I couldn't reach the conference organizer because a tropical storm that day knocked out power -- and cell service -- to the island. I was a woman traveling alone to a strange country -- yes, Mexico is a strange country -- where I didn't speak the language, late at night, with no clear plan for how I would get to my hotel that night.

As the plane took off, I regretted my decision to travel, even though I'm no stranger to traveling solo -- nor am I in a minority. According to a study released last month from Booking.com, more than 75 percent of Canadian women have embraced traveling alone, tying with Australia for the top spot globally. I was alone on this plane but I wasn't really alone -- time to put the big girl panties on and just go for it.

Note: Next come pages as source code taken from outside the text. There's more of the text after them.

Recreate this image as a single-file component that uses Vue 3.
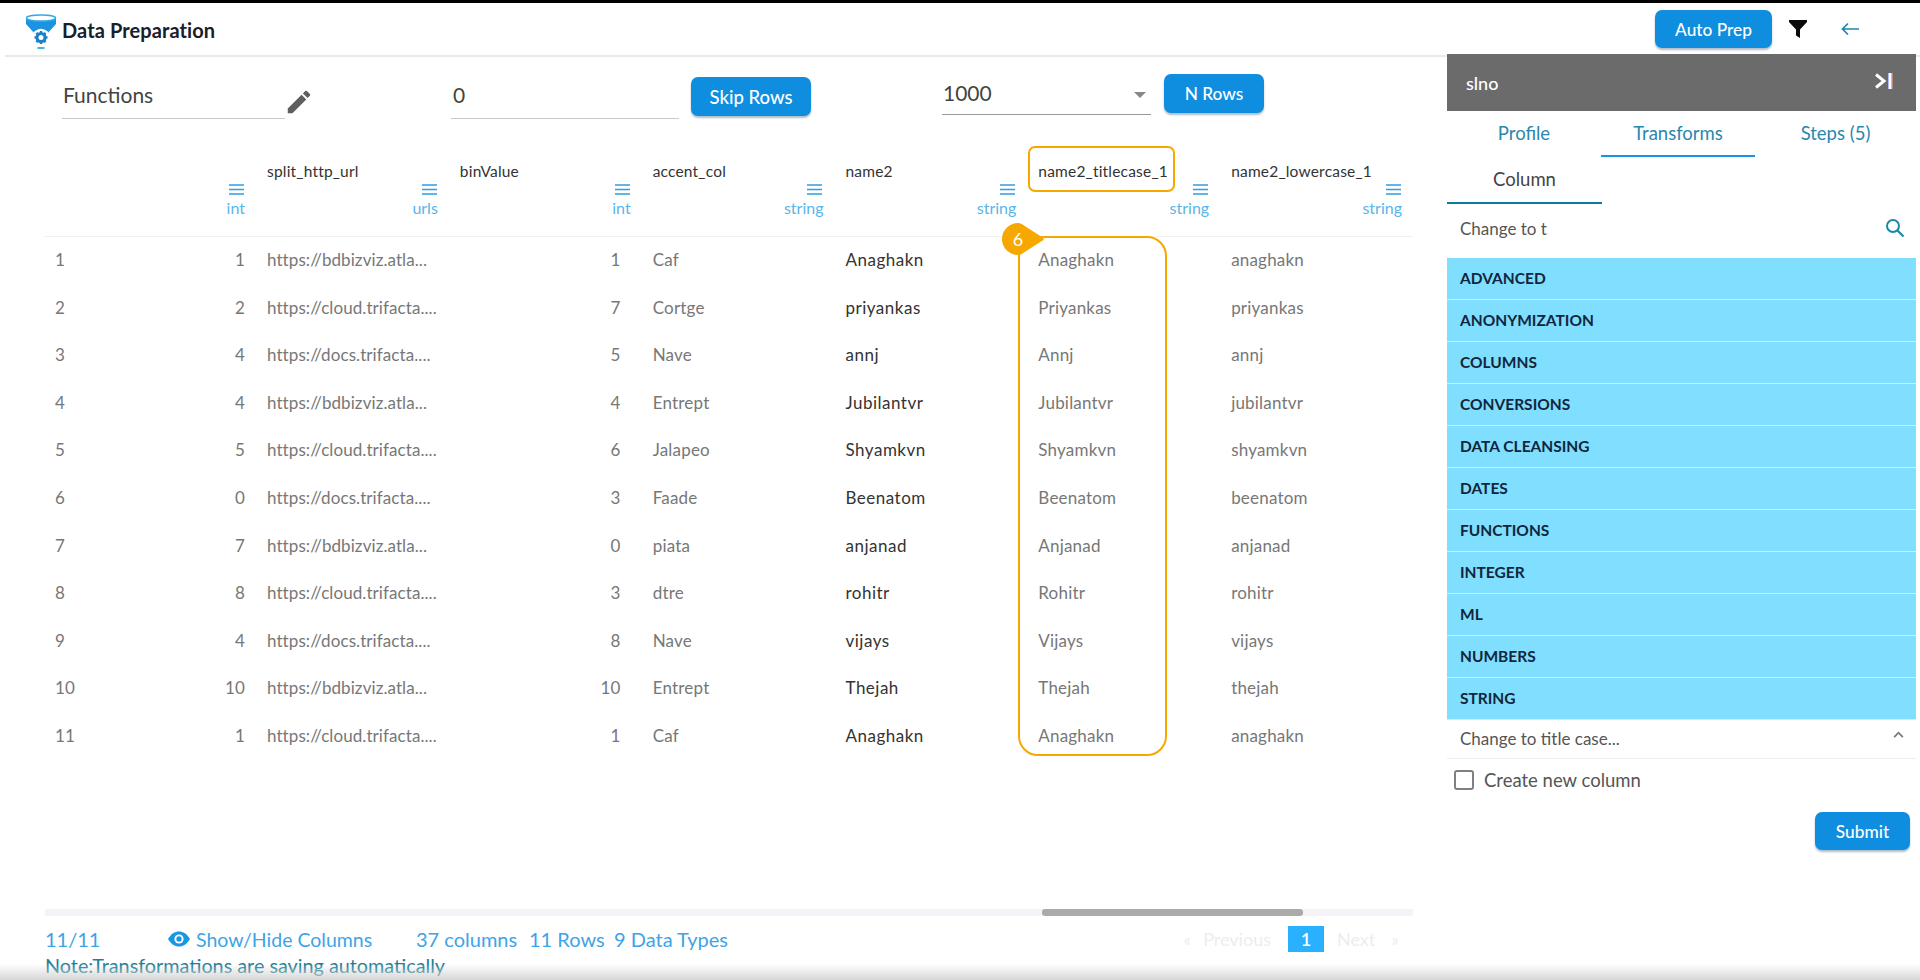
<script setup>
const names = ['Anaghakn','priyankas','annj','Jubilantvr','Shyamkvn','Beenatom','anjanad','rohitr','vijays','Thejah','Anaghakn']
const titles = ['Anaghakn','Priyankas','Annj','Jubilantvr','Shyamkvn','Beenatom','Anjanad','Rohitr','Vijays','Thejah','Anaghakn']
const lowers = ['anaghakn','priyankas','annj','jubilantvr','shyamkvn','beenatom','anjanad','rohitr','vijays','thejah','anaghakn']
const slno = [1,2,4,4,5,0,7,8,4,10,1]
const urls = ['https://bdbizviz.atla...','https://cloud.trifacta....','https://docs.trifacta....']
const bins = [1,7,5,4,6,3,0,3,8,10,1]
const accents = ['Caf','Cortge','Nave','Entrept','Jalapeo','Faade','piata','dtre','Nave','Entrept','Caf']
const rows = names.map((n, i) => ({
  idx: i + 1, slno: slno[i], url: urls[i % 3], bin: bins[i], accent: accents[i], name: n, title: titles[i], lower: lowers[i]
}))
const heads = [
  { name: '', type: 'int' },
  { name: 'split_http_url', type: 'urls' },
  { name: 'binValue', type: 'int' },
  { name: 'accent_col', type: 'string' },
  { name: 'name2', type: 'string' },
  { name: 'name2_titlecase_1', type: 'string' },
  { name: 'name2_lowercase_1', type: 'string' }
]
const groups = ['ADVANCED','ANONYMIZATION','COLUMNS','CONVERSIONS','DATA CLEANSING','DATES','FUNCTIONS','INTEGER','ML','NUMBERS','STRING']
</script>

<template>
  <div class="page">
    <header class="top">
      <svg class="logo" viewBox="0 0 32 36" width="32" height="36">
        <path d="M1 4 C1 7 31 7 31 4 L31 10 L22 20 L10 20 L1 10 Z" fill="#1c92e2"/>
        <ellipse cx="16" cy="4" rx="14.5" ry="3" fill="#fff" stroke="#35a8ee" stroke-width="1.4"/>
        <circle cx="16" cy="23.500" r="8.800" fill="#fff"/>
        <g fill="none" stroke="#1c7fc9">
          <circle cx="16" cy="23.500" r="4" stroke-width="3"/>
          <path d="M16 17v3M16 27v3M9.500 23.500h3M19.500 23.500h3M11.400 18.900l2 2M18.600 26.100l2 2M20.600 18.900l-2 2M13.400 26.100l-2 2" stroke-width="2.400"/>
        </g>
        <path d="M12.500 34h7" stroke="#35a8ee" stroke-width="1.800"/>
      </svg>
      <span class="app-title">Data Preparation</span>
      <button class="btn auto">Auto Prep</button>
      <svg class="filter" viewBox="0 0 18 18" width="18" height="18"><path d="M0 0h18v2L11 9.5V18L7 15.5V9.500L0 2z" fill="#0a0a0a"/></svg>
      <svg class="back" viewBox="0 0 18 14" width="18" height="14"><path d="M18 7H2M7 1.500L1.500 7 7 12.500" fill="none" stroke="#1c87a8" stroke-width="1.700"/></svg>
    </header>

    <div class="body">
      <main class="main">
        <div class="toolbar">
          <div class="field fn">Functions</div>
          <svg class="pencil" viewBox="0 0 24 24" width="30" height="30"><path d="M3 17.250V21h3.750L17.810 9.940l-3.750-3.750L3 17.250zM20.710 7.040a1 1 0 0 0 0-1.410l-2.340-2.340a1 1 0 0 0-1.410 0l-1.830 1.830 3.750 3.750 1.830-1.830z" fill="#5f5f5f"/></svg>
          <div class="field skip">0</div>
          <button class="btn skipbtn">Skip Rows</button>
          <div class="field sel">1000<i class="caret"></i></div>
          <button class="btn nrows">N Rows</button>
        </div>

        <div class="tablewrap">
          <div class="table">
            <div class="tr thead">
              <div class="c idx"></div>
              <div v-for="h in heads" :key="h.name" class="c hc" :class="{ first: !h.name }">
                <span class="hname">{{ h.name }}</span>
                <svg class="menu" viewBox="0 0 15 11" width="15" height="11"><path d="M0 1h15M0 5.500h15M0 10h15" stroke="#2d9fe3" stroke-width="1.300"/></svg>
                <span class="htype">{{ h.type }}</span>
              </div>
            </div>
            <div v-for="r in rows" :key="r.idx" class="tr">
              <div class="c idx">{{ r.idx }}</div>
              <div class="c num first">{{ r.slno }}</div>
              <div class="c url">{{ r.url }}</div>
              <div class="c num">{{ r.bin }}</div>
              <div class="c">{{ r.accent }}</div>
              <div class="c strong">{{ r.name }}</div>
              <div class="c">{{ r.title }}</div>
              <div class="c">{{ r.lower }}</div>
            </div>
          </div>
          <div class="mark-head"></div>
          <div class="mark-col"></div>
          <div class="badge">
            <svg viewBox="0 0 42 32" width="42" height="32"><path d="M16 0 Q18 0 20 1.200 L41 14.700 Q42.500 16 41 17.300 L20 30.800 Q18 32 16 32 A16 16 0 0 1 16 0Z" fill="#f7a800"/></svg>
            <span>6</span>
          </div>
        </div>

        <div class="scroll"><div class="thumb"></div></div>

        <div class="foot">
          <span class="count">11/11</span>
          <svg class="eye" viewBox="0 0 22 16" width="22" height="16"><path d="M0 8C3 2.800 6.800 0.500 11 0.500S19 2.800 22 8c-3 5.200-6.800 7.500-11 7.500S3 13.200 0 8z" fill="#1a97e3"/><circle cx="11" cy="8" r="4.600" fill="#fff"/><circle cx="11" cy="8" r="2.700" fill="#1a97e3"/></svg>
          <span class="sh">Show/Hide Columns</span>
          <span class="m1">37 columns</span>
          <span class="m2">11 Rows</span>
          <span class="m3">9 Data Types</span>
          <nav class="pager">
            <span>«</span><span class="prev">Previous</span><b>1</b><span class="next">Next</span><span class="last">»</span>
          </nav>
        </div>
        <div class="note">Note:Transformations are saving automatically</div>
      </main>

      <aside class="side">
        <div class="side-head">
          <span>slno</span>
          <svg viewBox="0 0 20 16" width="20" height="16"><path d="M2 1.500L10 8 2 14.500" fill="none" stroke="#fff" stroke-width="3"/><rect x="14" y="0" width="1" height="16" fill="#aeb8ff"/><rect x="15" y="0" width="2" height="16" fill="#fff"/><rect x="17" y="0" width="1.500" height="16" fill="#ffa6a6"/></svg>
        </div>
        <div class="tabs">
          <span class="tab">Profile</span>
          <span class="tab on">Transforms</span>
          <span class="tab">Steps (5)</span>
        </div>
        <div class="subtab"><span>Column</span></div>
        <div class="search">
          <span>Change to t</span>
          <svg viewBox="0 0 20 20" width="20" height="20"><circle cx="8" cy="8" r="6" fill="none" stroke="#1c87a8" stroke-width="2"/><path d="M12.500 12.500l6 6" stroke="#1c87a8" stroke-width="2.200"/></svg>
        </div>
        <ul class="groups">
          <li v-for="g in groups" :key="g">{{ g }}</li>
        </ul>
        <div class="fn-row">
          <span>Change to title case...</span>
          <svg viewBox="0 0 12 8" width="11" height="7"><path d="M1 7l5-5 5 5" fill="none" stroke="#777" stroke-width="2"/></svg>
        </div>
        <label class="check"><i></i><span>Create new column</span></label>
        <div class="submit-row"><button class="btn submit">Submit</button></div>
      </aside>
    </div>
    <div class="shade"></div>
  </div>
</template>

<style scoped>
.page {
  position: relative;
  width: 1920px;
  height: 980px;
  overflow: hidden;
  display: flex;
  flex-direction: column;
  background: #fff;
  border-top: 3px solid #000;
  box-sizing: border-box;
  font-family: Lato, "Noto Sans", sans-serif;
  color: #555;
}
.top {
  height: 52px;
  margin-left: 5px;
  border-bottom: 2px solid #e9e9e9;
  box-sizing: content-box;
  display: flex;
  align-items: center;
  padding-left: 20px;
  flex: none;
}
.logo { margin-top: 5px; flex: none; }
.app-title { margin: 2px 0 0 5px; font-size: 20px; font-weight: 700; color: #17202a; letter-spacing: 0.1px; }
.btn {
  border: 0;
  border-radius: 7px;
  background: #0f8ddf;
  color: #fff;
  font: 500 17.300px Lato, "Noto Sans", sans-serif;
  box-shadow: 0 2px 2px rgba(60, 90, 120, .4);
  padding: 0;
}
.auto { margin-left: auto; width: 117px; height: 38px; }
.filter { margin-left: 17px; }
.back { margin-left: 34px; margin-right: 61px; }
.body { flex: 1; display: flex; min-height: 0; }
.main { width: 1447px; flex: none; padding-left: 45px; box-sizing: border-box; }
.toolbar { height: 73px; display: flex; align-items: flex-start; }
.field {
  border-bottom: 1px solid #c9c9c9;
  font-size: 21px;
  color: #444;
  box-sizing: border-box;
}
.fn { width: 223px; margin: 25px 0 0 17px; height: 37px; padding-left: 1px; }
.pencil { margin: 30px 0 0 -1px; }
.skip { width: 228px; margin: 25px 0 0 137px; height: 37px; padding-left: 2px; }
.skipbtn { width: 120px; height: 39px; margin: 20px 0 0 12px; font-size: 18.500px; }
.sel {
  position: relative;
  width: 209px;
  margin: 23px 0 0 131px;
  height: 35px;
  border-bottom: 1px solid #999;
  padding-left: 1px;
}
.caret {
  position: absolute;
  right: 5px;
  top: 12px;
  border: 6px solid transparent;
  border-top: 6px solid #888;
  border-bottom: 0;
}
.nrows { width: 100px; height: 39px; margin: 17px 0 0 13px; }
.tablewrap { position: relative; height: 776px; }
.table { width: 1368px; }
.tr {
  display: grid;
  grid-template-columns: 60px 151px repeat(6, 192.830px);
  height: 47.550px;
  padding-bottom: 2px;
  box-sizing: border-box;
  align-items: center;
  font-size: 17px;
  letter-spacing: .2px;
  color: #777;
}
.tr.thead {
  height: 107px;
  padding-bottom: 0;
  border-bottom: 1px solid #f1f1f1;
  align-items: start;
  letter-spacing: 0;
}
.c { padding: 0 11px; white-space: nowrap; overflow: hidden; }
.idx { padding-left: 10px; }
.num { text-align: right; padding-right: 21px; }
.num.first { padding-right: 11px; }
.url { letter-spacing: .08px; }
.strong { color: #333; letter-spacing: .5px; }
.hc {
  position: relative;
  height: 100px;
  color: #333;
  font-size: 15.500px;
  padding-top: 32px;
  box-sizing: border-box;
}
.hname { display: block; line-height: 18px; height: 18px; letter-spacing: .2px; }
.menu { position: absolute; right: 12px; top: 54px; }
.htype { position: absolute; right: 11px; top: 68px; font-size: 16px; color: #59b5ea; }
.hc.first { padding-left: 0; }
.mark-head {
  position: absolute;
  left: 983px;
  top: 16px;
  width: 147px;
  height: 46px;
  border: 2px solid #f7a800;
  border-radius: 7px;
  box-sizing: border-box;
}
.mark-col {
  position: absolute;
  left: 973px;
  top: 106px;
  width: 149px;
  height: 520px;
  border: 2px solid #f7a800;
  border-radius: 20px;
  box-sizing: border-box;
}
.badge {
  position: absolute;
  left: 957px;
  top: 93px;
  width: 42px;
  height: 32px;
  color: #fff;
  font-size: 18px;
}
.badge svg { display: block; }
.badge span {
  position: absolute;
  left: 0;
  top: 0;
  width: 32px;
  line-height: 32px;
  text-align: center;
}
.scroll {
  width: 1368px;
  height: 7px;
  background: #f5f3f7;
  margin-top: 3px;
  display: flex;
}
.thumb { width: 261px; margin-left: 997px; background: #aaa; border-radius: 3px; }
.foot {
  display: flex;
  align-items: center;
  height: 28px;
  margin-top: 9px;
  font-size: 20px;
  color: #3ea4e6;
  white-space: nowrap;
}
.count { width: 106px; flex: none; }
.eye { flex: none; margin-left: 17px; }
.sh { margin-left: 6px; width: 220px; font-size: 19.500px; }
.m1 { width: 102px; }
.m2 { margin-left: 11px; width: 75px; }
.m3 { margin-left: 10px; }
.pager {
  margin-left: auto;
  margin-right: 48px;
  display: flex;
  align-items: center;
  color: #ededed;
  font-size: 18px;
}
.prev { margin-left: 12px; }
.pager b {
  width: 36px;
  height: 26px;
  margin: 0 13px 0 17px;
  background: #29b0ff;
  color: #fff;
  font-weight: 600;
  text-align: center;
  line-height: 26px;
}
.last { margin-left: 16px; }
.note { font-size: 19.800px; color: #1d7f9b; line-height: 24px; margin-top: 0; white-space: nowrap; }
.side { width: 469px; flex: none; margin-top: -3px; }
.side-head {
  height: 57px;
  background: #6b6b6b;
  display: flex;
  align-items: center;
  justify-content: space-between;
  padding: 0 22px 0 19px;
  color: #fff;
  font-size: 18px;
  font-weight: 500;
}
.side-head svg { margin-top: -3px; }
.tabs { display: flex; height: 46px; color: #2a87ad; font-size: 18.500px; }
.tab { width: 154px; text-align: center; line-height: 44px; box-sizing: border-box; }
.tab:last-child { width: 161px; }
.tab.on { border-bottom: 2px solid #1a93e2; }
.subtab {
  width: 155px;
  height: 47px;
  border-bottom: 2px solid #0c7ba1;
  box-sizing: border-box;
  text-align: center;
  line-height: 44px;
  font-size: 18.500px;
  color: #444;
}
.search {
  height: 54px;
  display: flex;
  align-items: center;
  justify-content: space-between;
  padding: 0 11px 6px 13px;
  box-sizing: border-box;
  font-size: 17px;
  color: #555;
}
.groups { list-style: none; margin: 0; padding: 0; }
.groups li {
  height: 42px;
  box-sizing: border-box;
  background: #80deff;
  border-bottom: 1px solid #c8eefc;
  padding-left: 13px;
  line-height: 41px;
  font-size: 15.500px;
  font-weight: 700;
  color: #10263c;
}
.fn-row {
  height: 39px;
  border-bottom: 1px solid #eee;
  display: flex;
  align-items: center;
  justify-content: space-between;
  padding: 0 12px 2px 13px;
  box-sizing: border-box;
  font-size: 17px;
  color: #555;
}
.fn-row svg { margin-top: -8px; }
.check {
  display: flex;
  align-items: center;
  height: 41px;
  padding-left: 7px;
  font-size: 18.500px;
  color: #555;
}
.check i {
  width: 20px;
  height: 20px;
  border: 2px solid #808080;
  border-radius: 3px;
  box-sizing: border-box;
  margin-right: 10px;
}
.submit-row { display: flex; justify-content: flex-end; padding: 12px 6px 0 0; }
.submit { width: 95px; height: 38px; }
.shade {
  position: absolute;
  left: 0;
  right: 0;
  bottom: 0;
  height: 16px;
  background: linear-gradient(rgba(210,210,210,0), rgba(210,210,210,.9));
  pointer-events: none;
}
</style>
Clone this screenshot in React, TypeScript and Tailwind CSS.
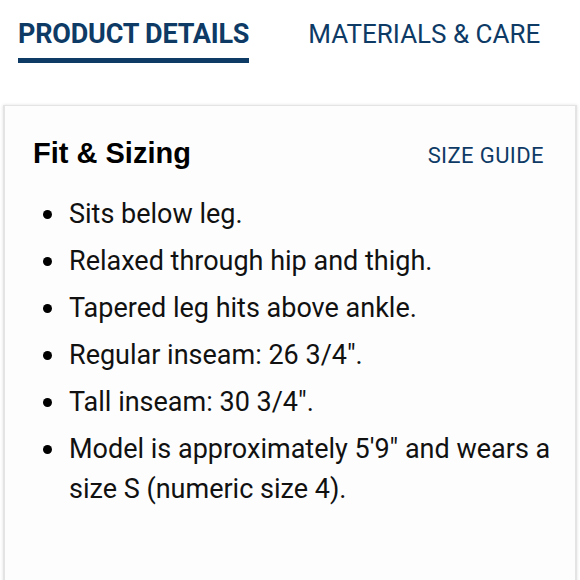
import React from 'react';

const fitItems = [
  'Sits below leg.',
  'Relaxed through hip and thigh.',
  'Tapered leg hits above ankle.',
  'Regular inseam: 26 3/4".',
  'Tall inseam: 30 3/4".',
  'Model is approximately 5\'9" and wears a size S (numeric size 4).',
];

export default function App() {
  return (
    <div className="w-[580px] h-[580px] overflow-hidden bg-white font-['Roboto',sans-serif]">
      <nav className="flex items-start gap-[59px] pl-[18px] pt-[18px]">
        <div className="flex flex-col">
          <span className="text-[27px] leading-[32px] font-bold tracking-[-0.2px] text-[#0e3a66]">PRODUCT DETAILS</span>
          <span className="mt-[8px] h-[5px] bg-[#0e3a66]" />
        </div>
        <span className="text-[26px] leading-[32px] text-[#0e3a66]">MATERIALS &amp; CARE</span>
      </nav>

      <section className="mt-[42px] ml-[3px] mr-[3px] h-[600px] bg-[#fdfdfd] border-l-2 border-t border-r-2 border-[#e4e4e4] shadow-[0_0_3px_rgba(0,0,0,0.12)]">
        <div className="flex items-baseline justify-between pl-[28px] pr-[31px] pt-[30px]">
          <h2 className="font-['Liberation_Sans',sans-serif] text-[29px] leading-[34px] font-bold text-black">Fit &amp; Sizing</h2>
          <a className="text-[22px] leading-[34px] tracking-[0.4px] text-[#0e3a66]">SIZE GUIDE</a>
        </div>
        <ul className="mt-[21px] pl-[38px] pr-[20px] flex flex-col gap-[7px]">
          {fitItems.map((item) => (
            <li key={item} className="flex items-start text-[27px] leading-[40px] text-[#111]">
              <span className="mt-[16px] w-[9px] h-[9px] rounded-full bg-black shrink-0" />
              <span className="ml-[17px]">{item}</span>
            </li>
          ))}
        </ul>
      </section>
    </div>
  );
}
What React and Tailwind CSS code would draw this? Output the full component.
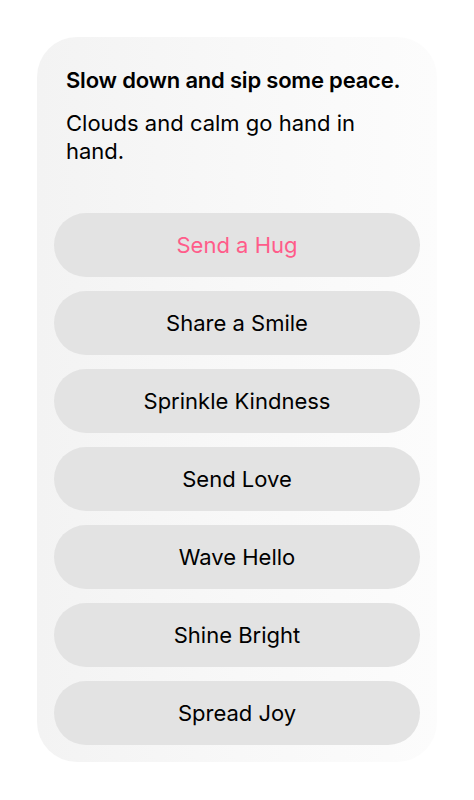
const actions = [
  "Send a Hug",
  "Share a Smile",
  "Sprinkle Kindness",
  "Send Love",
  "Wave Hello",
  "Shine Bright",
  "Spread Joy",
];

export default function App() {
  return (
    <div
      className="min-h-[800px] w-[474px] bg-white pt-[37px] pl-[37px]"
      style={{ fontFamily: "Inter, 'Liberation Sans', sans-serif" }}
    >
      <div className="w-[400px] rounded-[40px] bg-gradient-to-r from-[#f3f3f3] via-[#f8f8f8] to-[#fcfcfc] px-[17px] pb-[17px] pt-[29px]">
        <div className="px-3">
          <h1 className="text-[22px] font-semibold leading-[28px] text-black tracking-[-0.2px]">
            Slow down and sip some peace.
          </h1>
          <p className="mt-[15px] text-[22px] leading-[28px] text-black pr-8">
            Clouds and calm go hand in hand.
          </p>
        </div>
        <div className="mt-[48px] flex flex-col gap-[14px]">
          {actions.map((a, i) => (
            <button
              key={a}
              className={`h-[64px] w-full rounded-full bg-[#e3e3e3] text-[22px] ${
                i === 0 ? "text-[#ff5c8a]" : "text-black"
              }`}
            >
              {a}
            </button>
          ))}
        </div>
      </div>
    </div>
  );
}
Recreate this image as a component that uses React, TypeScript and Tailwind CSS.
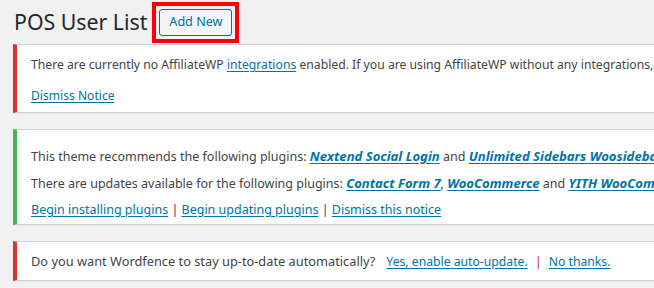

When I landed, there was a lot of negotiating and worrying and saying thank you in multiple languages but I arrived at my new home for the weekend -- one o'clock in the morning. Safe. Maybe the women Booking.com interviewed were onto something...

Be open. Breathe. Smile.

The next morning, I woke at dawn, shaking off the nerve-wracking unpredictability of my travels to take in the sunrise before heading to the conference, We Move Forward (WMF), a conference for women, by women on International Women's Day on Isla Mujueres, the Island of Women.

I was attending WMF as their social media liaison and was intrigued by the event. For three days women would gather, listening to speakers and getting to know each other. But it didn't promise anything solid in return and I couldn't get a handle on the attendees. No defined group of attributes, no skill development... Who were these women?

I met women who worked outside the home, women who'd climbed the corporate ladder, women who'd struggled from job to job their whole lives, women just starting out and women already finished with their careers. And as I got to know these women, I started to see what drew them together.

Fear. They, we, were all afraid. Of something...

Some were openly worried and scared. Some hid their fear, revealing it a little a time. Some gave their best but always ended up a little shy of what was needed. Some of the confident women denied their fear outright but you could see it in their eyes, in the hesitation of their questions.

And that fear defined them, defined me.

But there was something else too. Courage and strength and hunger, a need to get past the fear. And unlike other conferences where I've been told to be fearless or to deny my fear, this one allowed me to acknowledge my fear, to get to know it better, to embrace it.

What I learned is simple

Recognizing my fear gives me power. When I boarded that plane, I buckled fear into the seat with me, invited it along for the journey. I wasn't fearless or escaping fear but instead using it to find my power. When I was younger, I used a journal hidden in the cupboard behind the toilet paper as my power. That small, cramped bathroom gifted me with space to write my deepest fears and turn them into stories. It was my conduit to being published in a Chicken Soup for Soul book and the hundreds of other publications I've contributed to since then.

My journal was first my getaway plane, overflowing with baggage that weighed me down and terrified me. But when I unpacked that baggage and shared it with others, I discovered that my baggage isn't all that different than everyone else's. And sharing it with new faces that hadn't seen it all before taught me how to transform fear into fuel.

Remember that study from Booking.com? It also said that 62 percent of Canadian women travel solo simply for a brief respite from their everyday lives, a chance to escape to somewhere different for a short time. Seems like I'm living my life in the middle of a trend, an empowering one.

My getaway plane can be a journal entry that turns into a published piece or a trip to a strange country at midnight. But the result is always the same. In those moments when I'm most afraid, I learn something new about myself.

Maybe we all need a getaway plane to escape our own mediocrity. If you ask me, that's worth the price a plane ticket -- anywhere.